Problem to solve: Show each line that has the string "this" in it.

Provided information:
* * * * * * *

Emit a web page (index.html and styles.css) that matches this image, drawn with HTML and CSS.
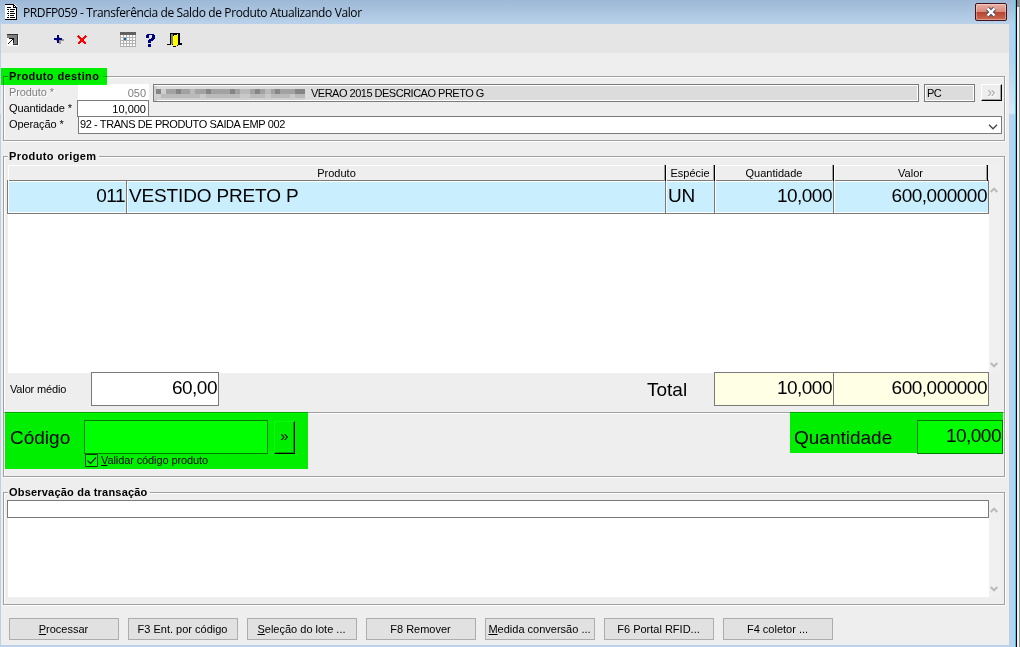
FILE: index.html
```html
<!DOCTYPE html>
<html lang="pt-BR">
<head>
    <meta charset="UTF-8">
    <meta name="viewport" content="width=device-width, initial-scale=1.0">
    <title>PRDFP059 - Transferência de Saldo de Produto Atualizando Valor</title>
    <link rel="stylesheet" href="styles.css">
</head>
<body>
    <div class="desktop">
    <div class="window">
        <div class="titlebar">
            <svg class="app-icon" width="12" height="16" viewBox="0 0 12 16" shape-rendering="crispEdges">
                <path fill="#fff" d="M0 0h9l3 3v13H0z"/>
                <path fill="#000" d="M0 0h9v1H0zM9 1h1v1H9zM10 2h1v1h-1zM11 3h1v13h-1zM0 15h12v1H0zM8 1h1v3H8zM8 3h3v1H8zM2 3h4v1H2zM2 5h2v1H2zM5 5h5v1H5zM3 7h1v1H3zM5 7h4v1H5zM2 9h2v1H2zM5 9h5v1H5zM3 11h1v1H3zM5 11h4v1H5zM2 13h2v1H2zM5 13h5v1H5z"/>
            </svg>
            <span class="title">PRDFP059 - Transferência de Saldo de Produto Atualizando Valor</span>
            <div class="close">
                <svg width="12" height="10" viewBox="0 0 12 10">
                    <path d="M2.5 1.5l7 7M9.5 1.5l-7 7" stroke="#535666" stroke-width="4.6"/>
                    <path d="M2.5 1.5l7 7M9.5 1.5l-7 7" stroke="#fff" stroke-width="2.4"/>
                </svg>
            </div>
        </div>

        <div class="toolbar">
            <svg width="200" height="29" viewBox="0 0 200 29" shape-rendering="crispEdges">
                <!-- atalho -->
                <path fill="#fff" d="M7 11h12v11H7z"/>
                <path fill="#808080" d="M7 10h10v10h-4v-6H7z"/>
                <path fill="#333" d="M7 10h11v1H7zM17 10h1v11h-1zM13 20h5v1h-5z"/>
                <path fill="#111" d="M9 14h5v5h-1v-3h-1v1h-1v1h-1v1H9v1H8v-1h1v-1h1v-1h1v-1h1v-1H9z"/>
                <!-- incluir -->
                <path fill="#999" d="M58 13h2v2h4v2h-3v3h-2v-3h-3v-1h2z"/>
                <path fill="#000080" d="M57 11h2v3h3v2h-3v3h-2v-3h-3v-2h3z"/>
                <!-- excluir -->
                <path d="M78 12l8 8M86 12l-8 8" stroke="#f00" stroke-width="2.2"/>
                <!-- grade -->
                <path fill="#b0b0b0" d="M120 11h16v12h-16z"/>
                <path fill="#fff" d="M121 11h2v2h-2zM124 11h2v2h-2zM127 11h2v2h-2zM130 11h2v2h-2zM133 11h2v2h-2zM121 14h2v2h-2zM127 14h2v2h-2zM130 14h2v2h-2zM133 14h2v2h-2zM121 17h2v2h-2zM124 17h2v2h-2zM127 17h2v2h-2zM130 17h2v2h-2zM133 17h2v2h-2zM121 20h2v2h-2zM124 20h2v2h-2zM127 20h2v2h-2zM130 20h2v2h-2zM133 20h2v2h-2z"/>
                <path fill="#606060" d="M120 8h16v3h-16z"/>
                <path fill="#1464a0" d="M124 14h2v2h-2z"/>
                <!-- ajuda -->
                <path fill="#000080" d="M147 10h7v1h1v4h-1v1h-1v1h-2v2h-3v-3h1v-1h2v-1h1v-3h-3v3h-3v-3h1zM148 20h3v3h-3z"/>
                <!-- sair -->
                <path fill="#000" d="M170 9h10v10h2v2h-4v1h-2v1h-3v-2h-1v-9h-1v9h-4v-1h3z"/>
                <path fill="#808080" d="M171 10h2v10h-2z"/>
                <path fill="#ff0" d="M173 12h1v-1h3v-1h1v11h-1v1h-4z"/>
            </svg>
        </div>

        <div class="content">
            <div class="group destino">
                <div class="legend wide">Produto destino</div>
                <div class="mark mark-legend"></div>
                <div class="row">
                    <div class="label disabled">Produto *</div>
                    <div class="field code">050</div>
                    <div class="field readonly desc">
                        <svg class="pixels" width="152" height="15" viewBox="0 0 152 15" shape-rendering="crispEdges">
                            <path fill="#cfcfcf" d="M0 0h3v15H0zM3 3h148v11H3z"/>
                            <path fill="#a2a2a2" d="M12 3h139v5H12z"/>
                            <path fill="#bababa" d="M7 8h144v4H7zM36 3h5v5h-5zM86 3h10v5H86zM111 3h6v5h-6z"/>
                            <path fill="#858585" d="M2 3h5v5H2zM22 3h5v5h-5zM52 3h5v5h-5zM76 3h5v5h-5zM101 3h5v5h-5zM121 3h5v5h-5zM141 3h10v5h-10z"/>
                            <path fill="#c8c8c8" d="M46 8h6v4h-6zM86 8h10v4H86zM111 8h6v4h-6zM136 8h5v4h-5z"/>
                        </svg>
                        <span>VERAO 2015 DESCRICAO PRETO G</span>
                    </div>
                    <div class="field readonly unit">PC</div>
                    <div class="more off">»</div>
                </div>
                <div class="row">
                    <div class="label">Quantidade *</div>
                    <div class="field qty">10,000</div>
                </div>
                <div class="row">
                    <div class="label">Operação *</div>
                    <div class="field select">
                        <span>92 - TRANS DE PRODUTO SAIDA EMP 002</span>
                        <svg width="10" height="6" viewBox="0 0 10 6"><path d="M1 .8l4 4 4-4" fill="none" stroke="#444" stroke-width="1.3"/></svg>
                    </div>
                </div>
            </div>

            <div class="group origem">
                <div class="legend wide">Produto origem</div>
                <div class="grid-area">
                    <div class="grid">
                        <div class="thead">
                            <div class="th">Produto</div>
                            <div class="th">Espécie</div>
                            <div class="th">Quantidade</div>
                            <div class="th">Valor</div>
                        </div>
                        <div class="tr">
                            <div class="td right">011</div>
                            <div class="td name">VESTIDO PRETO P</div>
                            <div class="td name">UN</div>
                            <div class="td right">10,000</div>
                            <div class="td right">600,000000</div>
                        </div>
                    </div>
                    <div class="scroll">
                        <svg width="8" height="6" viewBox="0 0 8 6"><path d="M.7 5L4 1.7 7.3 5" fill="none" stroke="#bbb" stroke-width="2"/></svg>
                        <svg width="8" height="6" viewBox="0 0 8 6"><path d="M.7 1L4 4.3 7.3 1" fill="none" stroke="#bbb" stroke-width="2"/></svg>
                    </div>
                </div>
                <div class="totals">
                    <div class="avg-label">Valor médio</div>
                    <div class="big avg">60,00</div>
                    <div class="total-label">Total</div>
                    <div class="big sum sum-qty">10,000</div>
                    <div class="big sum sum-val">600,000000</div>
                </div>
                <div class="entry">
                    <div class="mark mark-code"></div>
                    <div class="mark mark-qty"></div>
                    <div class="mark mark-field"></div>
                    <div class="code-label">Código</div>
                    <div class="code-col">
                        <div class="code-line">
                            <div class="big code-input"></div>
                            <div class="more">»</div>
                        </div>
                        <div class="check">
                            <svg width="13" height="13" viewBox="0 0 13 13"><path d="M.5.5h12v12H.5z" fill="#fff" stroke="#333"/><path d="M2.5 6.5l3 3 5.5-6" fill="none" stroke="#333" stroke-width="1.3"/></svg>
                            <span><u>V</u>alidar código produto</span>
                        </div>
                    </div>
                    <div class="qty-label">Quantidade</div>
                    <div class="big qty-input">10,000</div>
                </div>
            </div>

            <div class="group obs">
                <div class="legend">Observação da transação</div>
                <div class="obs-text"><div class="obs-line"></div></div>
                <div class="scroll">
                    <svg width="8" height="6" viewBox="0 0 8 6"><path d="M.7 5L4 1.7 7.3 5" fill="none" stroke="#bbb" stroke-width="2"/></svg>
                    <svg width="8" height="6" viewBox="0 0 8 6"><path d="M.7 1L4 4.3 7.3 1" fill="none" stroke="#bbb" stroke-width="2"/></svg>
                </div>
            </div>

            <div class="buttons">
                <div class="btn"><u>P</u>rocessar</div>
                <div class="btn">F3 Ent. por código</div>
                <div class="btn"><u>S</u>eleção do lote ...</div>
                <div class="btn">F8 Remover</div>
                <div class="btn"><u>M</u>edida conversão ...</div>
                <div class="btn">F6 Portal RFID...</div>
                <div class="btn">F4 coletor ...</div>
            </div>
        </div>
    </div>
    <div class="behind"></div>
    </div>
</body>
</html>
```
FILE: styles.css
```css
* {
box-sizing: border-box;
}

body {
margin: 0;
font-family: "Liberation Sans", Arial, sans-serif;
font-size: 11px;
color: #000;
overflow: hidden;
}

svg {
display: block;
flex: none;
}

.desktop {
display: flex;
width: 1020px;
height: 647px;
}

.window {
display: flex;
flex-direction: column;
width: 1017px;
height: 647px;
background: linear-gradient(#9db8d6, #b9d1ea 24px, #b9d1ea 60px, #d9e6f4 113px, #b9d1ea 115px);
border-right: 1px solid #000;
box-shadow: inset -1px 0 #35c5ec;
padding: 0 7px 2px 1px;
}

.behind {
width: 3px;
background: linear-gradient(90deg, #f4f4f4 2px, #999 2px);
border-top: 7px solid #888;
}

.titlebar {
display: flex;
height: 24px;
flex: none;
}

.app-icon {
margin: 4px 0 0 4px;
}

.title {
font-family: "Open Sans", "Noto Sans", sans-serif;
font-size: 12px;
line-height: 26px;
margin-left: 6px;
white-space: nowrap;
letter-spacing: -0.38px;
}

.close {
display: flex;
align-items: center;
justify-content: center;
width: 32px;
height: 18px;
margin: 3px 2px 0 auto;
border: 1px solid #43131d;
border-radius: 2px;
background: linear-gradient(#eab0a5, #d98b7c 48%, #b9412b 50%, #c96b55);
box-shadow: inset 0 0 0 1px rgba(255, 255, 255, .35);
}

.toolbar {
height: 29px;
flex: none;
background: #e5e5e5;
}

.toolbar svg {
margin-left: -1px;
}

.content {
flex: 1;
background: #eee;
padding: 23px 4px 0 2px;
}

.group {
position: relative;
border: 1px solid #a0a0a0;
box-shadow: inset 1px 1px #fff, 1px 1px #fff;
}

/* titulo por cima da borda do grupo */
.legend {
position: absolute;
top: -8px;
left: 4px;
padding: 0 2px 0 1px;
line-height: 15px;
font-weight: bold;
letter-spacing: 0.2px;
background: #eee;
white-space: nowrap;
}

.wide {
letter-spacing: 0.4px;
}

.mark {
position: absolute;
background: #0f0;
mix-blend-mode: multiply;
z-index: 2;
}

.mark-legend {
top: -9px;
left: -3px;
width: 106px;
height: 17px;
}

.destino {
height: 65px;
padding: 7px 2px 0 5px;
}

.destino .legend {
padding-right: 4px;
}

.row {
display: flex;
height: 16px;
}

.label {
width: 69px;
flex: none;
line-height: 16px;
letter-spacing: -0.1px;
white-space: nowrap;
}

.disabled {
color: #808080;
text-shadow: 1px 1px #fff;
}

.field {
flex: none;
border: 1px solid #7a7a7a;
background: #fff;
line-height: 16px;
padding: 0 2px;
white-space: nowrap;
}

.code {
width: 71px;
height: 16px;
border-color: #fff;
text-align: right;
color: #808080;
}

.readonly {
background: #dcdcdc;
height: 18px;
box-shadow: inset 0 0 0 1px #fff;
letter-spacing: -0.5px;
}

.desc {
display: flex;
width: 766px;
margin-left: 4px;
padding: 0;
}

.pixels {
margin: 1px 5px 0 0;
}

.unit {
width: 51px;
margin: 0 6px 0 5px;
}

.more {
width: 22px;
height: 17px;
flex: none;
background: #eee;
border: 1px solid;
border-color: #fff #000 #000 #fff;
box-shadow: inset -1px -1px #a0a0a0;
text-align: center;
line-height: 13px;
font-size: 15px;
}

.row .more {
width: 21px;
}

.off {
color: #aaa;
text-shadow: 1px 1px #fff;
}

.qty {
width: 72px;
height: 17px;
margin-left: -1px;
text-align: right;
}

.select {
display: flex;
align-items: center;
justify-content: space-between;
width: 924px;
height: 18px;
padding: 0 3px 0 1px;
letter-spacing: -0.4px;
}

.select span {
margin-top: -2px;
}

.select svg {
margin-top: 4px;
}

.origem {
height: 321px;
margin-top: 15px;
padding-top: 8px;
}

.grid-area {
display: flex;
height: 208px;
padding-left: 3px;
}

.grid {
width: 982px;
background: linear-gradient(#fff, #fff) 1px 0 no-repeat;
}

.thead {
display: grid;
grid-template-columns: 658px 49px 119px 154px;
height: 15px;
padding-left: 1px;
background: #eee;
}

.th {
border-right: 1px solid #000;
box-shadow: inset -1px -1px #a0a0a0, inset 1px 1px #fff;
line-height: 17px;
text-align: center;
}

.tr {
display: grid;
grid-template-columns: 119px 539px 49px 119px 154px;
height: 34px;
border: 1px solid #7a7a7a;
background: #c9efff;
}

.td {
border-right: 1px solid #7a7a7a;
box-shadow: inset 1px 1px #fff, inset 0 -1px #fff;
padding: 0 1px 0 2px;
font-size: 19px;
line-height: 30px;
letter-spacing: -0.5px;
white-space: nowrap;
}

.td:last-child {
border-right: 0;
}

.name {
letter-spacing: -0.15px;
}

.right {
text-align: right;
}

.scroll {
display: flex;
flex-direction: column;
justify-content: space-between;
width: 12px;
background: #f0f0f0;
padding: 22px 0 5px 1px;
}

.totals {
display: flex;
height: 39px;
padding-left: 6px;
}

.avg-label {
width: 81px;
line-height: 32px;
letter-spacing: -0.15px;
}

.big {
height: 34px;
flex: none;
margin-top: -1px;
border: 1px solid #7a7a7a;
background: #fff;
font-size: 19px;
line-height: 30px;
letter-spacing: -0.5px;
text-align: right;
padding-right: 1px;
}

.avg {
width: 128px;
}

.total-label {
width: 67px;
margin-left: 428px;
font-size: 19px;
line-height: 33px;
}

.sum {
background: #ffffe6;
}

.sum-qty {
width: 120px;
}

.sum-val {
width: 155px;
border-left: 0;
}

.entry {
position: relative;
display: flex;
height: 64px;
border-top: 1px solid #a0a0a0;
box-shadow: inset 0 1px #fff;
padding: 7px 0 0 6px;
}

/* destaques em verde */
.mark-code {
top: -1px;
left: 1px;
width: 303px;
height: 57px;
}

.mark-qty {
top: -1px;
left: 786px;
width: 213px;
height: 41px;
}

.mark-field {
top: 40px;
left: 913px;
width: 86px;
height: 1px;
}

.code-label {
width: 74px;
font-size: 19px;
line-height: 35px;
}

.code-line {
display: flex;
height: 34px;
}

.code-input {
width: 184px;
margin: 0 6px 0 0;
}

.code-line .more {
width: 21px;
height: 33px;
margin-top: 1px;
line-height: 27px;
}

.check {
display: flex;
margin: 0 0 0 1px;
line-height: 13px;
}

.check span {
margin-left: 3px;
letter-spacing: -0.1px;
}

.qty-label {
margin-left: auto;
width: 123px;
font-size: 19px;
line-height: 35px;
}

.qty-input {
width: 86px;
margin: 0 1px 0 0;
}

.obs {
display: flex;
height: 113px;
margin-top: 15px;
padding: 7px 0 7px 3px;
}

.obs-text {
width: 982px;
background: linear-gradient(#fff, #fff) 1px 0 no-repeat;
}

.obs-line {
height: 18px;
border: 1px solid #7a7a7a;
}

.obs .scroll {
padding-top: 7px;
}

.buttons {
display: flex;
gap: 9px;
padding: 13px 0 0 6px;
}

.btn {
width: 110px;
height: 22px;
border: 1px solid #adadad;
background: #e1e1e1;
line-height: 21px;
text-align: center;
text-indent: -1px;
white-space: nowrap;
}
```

* * * * * * *

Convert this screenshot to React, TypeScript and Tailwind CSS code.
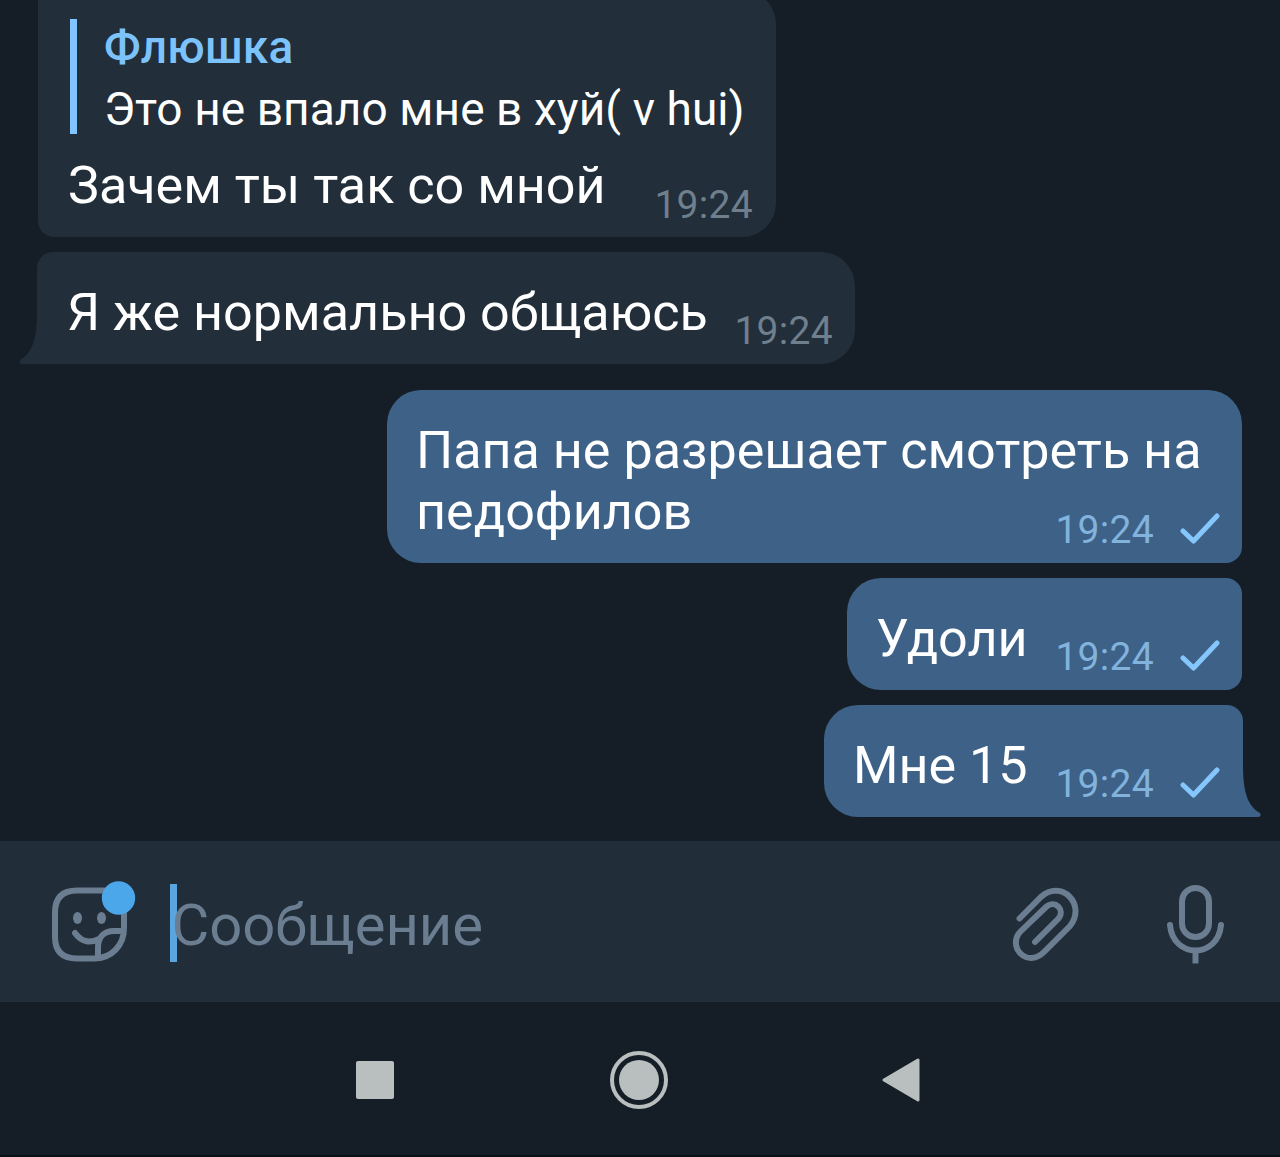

* * * * * * *

Answer to the problem:
Emit a web page (index.html and styles.css) that matches this image, drawn with HTML and CSS.
Convert this screenshot to React, TypeScript and Tailwind CSS code.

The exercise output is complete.